No deaths were reported.
Hamas officials have opened an investigation on the explosions.
Since last summer's devastating war in Gaza, there have been growing signs of internal unrest between Hamas security forces and other militant groups, with a string of small-scale explosions.
Many of the more recent attacks are believed to be the work of fringe Salafist groups that have made a name for themselves as unafraid to challenge Hamas, seeking to outbid them in the fight against Israel and the defense of Islam.
There have also been attacks claimed by groups purporting to be from an IS branch in Gaza, although such claims have so far been largely discredited by online militant forums.
According to White House thinking, this means we should start allying ourselves with, and maybe arming, Hamas and Islamic Jihad who are bitterly opposed to the more extreme terrorists of IS.
That logic worked for Iran, right?
The President studiously avoids saying that he is against Islamist radicals, but rather opposed to vague "violent extremism." In the thinking of today's diplomats, pundits and journalists, extremism is not am objective term - something is only extreme where then is nothing more extreme. So Israeli "extremists" are those who want to walk around peacefully on a holy site while Arabs who murder Jews and fire rockets at civilians are "moderates."

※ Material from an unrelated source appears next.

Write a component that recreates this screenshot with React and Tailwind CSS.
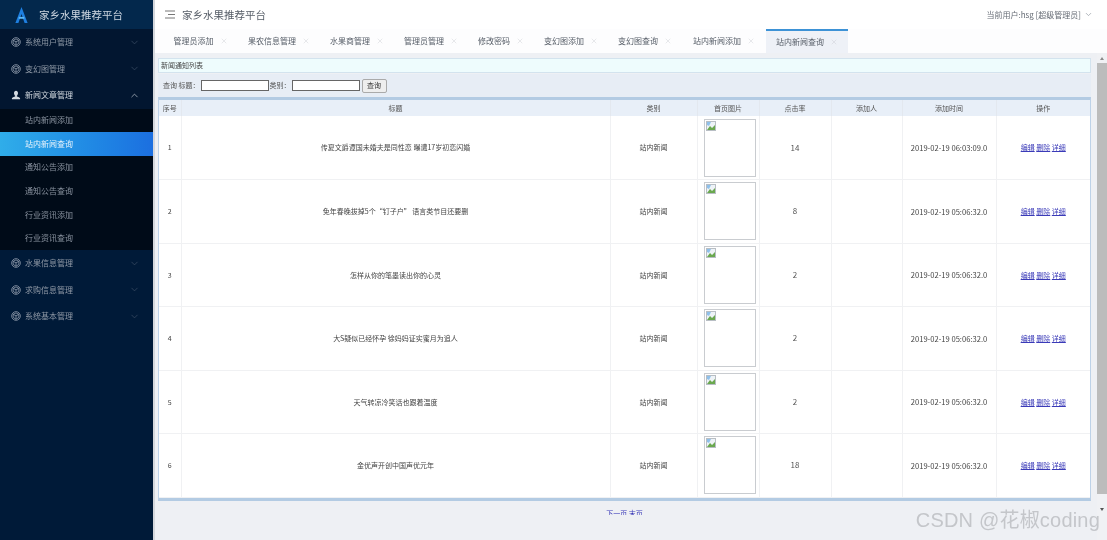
import React from "react";
import { ChevronDown, ChevronUp, X } from "lucide-react";

const font = { fontFamily: '"Noto Sans CJK SC", "Liberation Sans", sans-serif' };

function Cube() {
  return (
    <svg width="10" height="10" viewBox="0 0 12 12" fill="none" stroke="#8b98a8" strokeWidth="1" className="shrink-0">
      <circle cx="6" cy="6" r="5.2" />
      <path d="M2.600 4 6 2.300 9.400 4 6 5.800Z M6 5.800V10 M2.600 4v3.600L6 10l3.400-2.400V4" />
    </svg>
  );
}

function UserIcon() {
  return (
    <svg width="10" height="10" viewBox="0 0 12 12" fill="#d5dbe2" className="shrink-0">
      <path d="M6 .8c1.500 0 2.400 1.200 2.400 2.800S7.500 6.600 7 7v.9c1.600.5 3.700 1 3.900 2.100v1H1.100v-1c.2-1.100 2.300-1.600 3.900-2.100V7c-.5-.4-1.400-1.800-1.400-3.400S4.500.8 6 .8Z" />
    </svg>
  );
}

function Group({ label, icon, open }) {
  return (
    <div className="flex h-[26.500px] items-center pl-[11px] pr-[13px]">
      {icon === "user" ? <UserIcon /> : <Cube />}
      <span className={`ml-[4px] flex-1 text-[8px] ${open ? "text-[#d0d6dd]" : "text-[#8f99a6]"}`}>{label}</span>
      {open ? (
        <ChevronUp size={11} color="#c5ccd4" strokeWidth={1.5} />
      ) : (
        <ChevronDown size={11} color="#3f5068" strokeWidth={1.5} />
      )}
    </div>
  );
}

function SubItem({ label, active }) {
  return (
    <div
      className={`flex h-[23.600px] items-center pl-[25px] text-[8px] ${
        active ? "bg-gradient-to-r from-[#30ade9] to-[#1c6fe0] text-[#e8f3fc]" : "text-[#8a94a1]"
      }`}
    >
      {label}
    </div>
  );
}

function Sidebar() {
  return (
    <aside className="flex h-full w-[153px] shrink-0 flex-col bg-[#001a38]">
      <div className="flex h-[29px] items-center bg-[#03284c] pl-[15px]">
        <svg width="13" height="16" viewBox="0 0 13 17">
          <path d="M6.500 0 13 17H9.800L6.500 7.500 3.200 17H0Z" fill="#1e7fe0" />
          <rect x="3.500" y="10.500" width="6" height="2" fill="#5bb8f5" />
        </svg>
        <span className="ml-[11px] text-[10.500px] text-[#cfd8e2]">家乡水果推荐平台</span>
      </div>
      <div className="bg-[#021630]">
        <Group label="系统用户管理" />
        <Group label="变幻图管理" />
        <Group label="新闻文章管理" icon="user" open />
      </div>
      <div className="bg-[#000b18]">
        <SubItem label="站内新闻添加" />
        <SubItem label="站内新闻查询" active />
        <SubItem label="通知公告添加" />
        <SubItem label="通知公告查询" />
        <SubItem label="行业资讯添加" />
        <SubItem label="行业资讯查询" />
      </div>
      <Group label="水果信息管理" />
      <Group label="求购信息管理" />
      <Group label="系统基本管理" />
    </aside>
  );
}

const tabs = [
  ["管理员添加", 75],
  ["果农信息管理", 82],
  ["水果商管理", 74],
  ["管理员管理", 74],
  ["修改密码", 66],
  ["变幻图添加", 74],
  ["变幻图查询", 74],
  ["站内新闻添加", 84],
  ["站内新闻查询", 82],
];

function Tabs() {
  return (
    <div className="flex h-[24px] items-stretch bg-[#fdfdfe] pl-[8px]">
      {tabs.map(([t, w], i) => {
        const active = i === tabs.length - 1;
        return (
          <div
            key={t}
            style={{ width: w }}
            className={`flex items-center justify-center gap-[6px] whitespace-nowrap text-[8px] text-[#555c66] ${
              active ? "border-t-2 border-[#3d92d6] bg-[#eef1f7]" : ""
            }`}
          >
            <span>{t}</span>
            <X size={8} color="#c4c8ce" strokeWidth={1.2} />
          </div>
        );
      })}
    </div>
  );
}

const rows = [
  ["1", "传夏文爵谭国未婚夫是同性恋 曝遭17岁初恋闪婚", "14", "2019-02-19 06:03:09.0"],
  ["2", "免年春晚拔掉5个“钉子户” 语言类节目还要删", "8", "2019-02-19 05:06:32.0"],
  ["3", "怎样从你的笔墨读出你的心灵", "2", "2019-02-19 05:06:32.0"],
  ["4", "大S疑似已经怀孕 徐妈妈证实蜜月为追人", "2", "2019-02-19 05:06:32.0"],
  ["5", "天气转凉冷笑话也跟着温度", "2", "2019-02-19 05:06:32.0"],
  ["6", "金优声开创中国声优元年", "18", "2019-02-19 05:06:32.0"],
];

function BrokenImage() {
  return (
    <div className="ml-[6px] h-[58px] w-[52px] border border-[#c9ccd0] bg-white p-[1px]">
      <svg width="10" height="10" viewBox="0 0 10 10" className="block">
        <rect x="0.500" y="0.500" width="9" height="9" fill="#eef3f7" stroke="#b8bec4" />
        <path d="M1 9 4 5l2 2 3-3v5Z" fill="#6aa84f" />
        <path d="M1 1h4L3 5 1 4Z" fill="#8fc0ea" />
      </svg>
    </div>
  );
}

function NewsTable() {
  const th = "border-r border-[#e3e8ef] font-normal text-[7px] text-[#555] last:border-r-0";
  const td = "border-r border-b border-[#f0f1f3] text-center last:border-r-0 p-0";
  return (
    <table className="w-full table-fixed border-collapse bg-white">
      <colgroup>
        <col className="w-[22px]" />
        <col className="w-[429px]" />
        <col className="w-[87px]" />
        <col className="w-[62px]" />
        <col className="w-[72px]" />
        <col className="w-[71px]" />
        <col className="w-[94px]" />
        <col />
      </colgroup>
      <thead>
        <tr className="h-[16px] bg-[#e8eff8]">
          {["序号", "标题", "类别", "首页图片", "点击率", "添加人", "添加时间", "操作"].map((h) => (
            <th key={h} className={th}>
              {h}
            </th>
          ))}
        </tr>
      </thead>
      <tbody>
        {rows.map(([n, title, hits, time]) => (
          <tr key={n} className="h-[63.500px]">
            <td className={`${td} text-[7px] text-[#444]`}>{n}</td>
            <td className={`${td} text-[7px] text-[#444]`}>{title}</td>
            <td className={`${td} text-[7px] text-[#444]`}>站内新闻</td>
            <td className={td}>
              <BrokenImage />
            </td>
            <td className={`${td} text-[8px] text-[#555]`}>{hits}</td>
            <td className={td}></td>
            <td className={`${td} text-[7.600px] text-[#444]`}>{time}</td>
            <td className={`${td} text-[7px] text-[#3a3ab8]`}>
              <a className="underline">编辑</a> <a className="underline">删除</a> <a className="underline">详细</a>
            </td>
          </tr>
        ))}
      </tbody>
    </table>
  );
}

function Scrollbar() {
  return (
    <div className="flex w-[10px] shrink-0 flex-col items-center bg-[#f0f1f4]">
      <div className="flex h-[10px] items-center justify-center">
        <div className="h-0 w-0 border-x-[2px] border-b-[3px] border-x-transparent border-b-[#8a8a8a]" />
      </div>
      <div className="h-[431px] w-full bg-[#bcbcbc]" />
      <div className="mt-[14px] h-0 w-0 border-x-[2px] border-t-[3px] border-x-transparent border-t-[#555]" />
    </div>
  );
}

export default function App() {
  return (
    <div style={font} className="relative flex h-[540px] w-[1107px] overflow-hidden bg-[#eef0f4] blur-[0.4px]">
      <Sidebar />
      <div className="w-[2px] shrink-0 bg-[#d4d7dc]" />
      <main className="flex min-w-0 flex-1 flex-col">
        <header className="flex h-[29px] items-center bg-white pl-[10px] pr-[14px]">
          <svg width="10" height="9" viewBox="0 0 10 9" fill="none" stroke="#777" strokeWidth="1">
            <path d="M0 1h10M3 4.500h7M0 8h10" />
          </svg>
          <span className="ml-[7px] flex-1 text-[10.500px] text-[#555c66]">家乡水果推荐平台</span>
          <span className="text-[8px] text-[#666c75]">当前用户:hsg [超级管理员]</span>
          <ChevronDown size={9} color="#9aa0a8" className="ml-[3px]" />
        </header>
        <Tabs />
        <div className="flex min-h-0 flex-1">
          <div className="min-w-0 flex-1 pl-[3px] pr-[6px] pt-[5px]">
            <div className="flex h-[15px] items-center border border-[#d3e3ee] bg-[#eefcfd] pl-[2px] text-[7px] text-[#444]">
              新闻通知列表
            </div>
            <div className="mt-[1px] flex h-[23px] items-center gap-[1px] bg-[#e7edf5] pl-[5px] text-[7px] text-[#555]">
              <span>查询 标题：</span>
              <input className="h-[11px] w-[68px] border border-[#666] bg-white" />
              <span>类别：</span>
              <input className="h-[11px] w-[68px] border border-[#666] bg-white" />
              <button className="ml-[1px] h-[14px] w-[25px] rounded-[2px] border border-[#aaa] bg-[#eeeeee] text-[7px] text-[#333]">
                查询
              </button>
            </div>
            <div className="border-x border-y-[3px] border-x-[#bdd2e8] border-y-[#b3cbe3]">
              <NewsTable />
            </div>
            <div className="mt-[7px] h-[7px] overflow-hidden text-center text-[7px] leading-[10px] text-[#3a3ab8]">
              下一页 末页
            </div>
          </div>
          <Scrollbar />
        </div>
      </main>
      <div
        style={{ fontFamily: '"Liberation Sans", "Noto Sans CJK SC", sans-serif' }}
        className="absolute bottom-[10px] right-[7px] text-[20px] leading-none tracking-[0.2px] text-[#c4c6ca]"
      >
        CSDN @花椒coding
      </div>
    </div>
  );
}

If a new Islamist group would appear that is even more reprehensible than IS, then IS will no longer be "extremist." This is part of how Hamas and Islamic Jihad have gained legitimacy. The PLO is now talking to Islamic Jihad as a potential partner without causing any angst in the West. "Human Rights" NGOs have no problem with their employees openly admiring Islamic terrorists. You will not find any description of Hamas or Islamic Jihad as being terrorists in the mainstream media even when they take credit for and applaud terror attacks, today, on Jewish civilians.
IS is doing the other terror groups a favor by attacking them.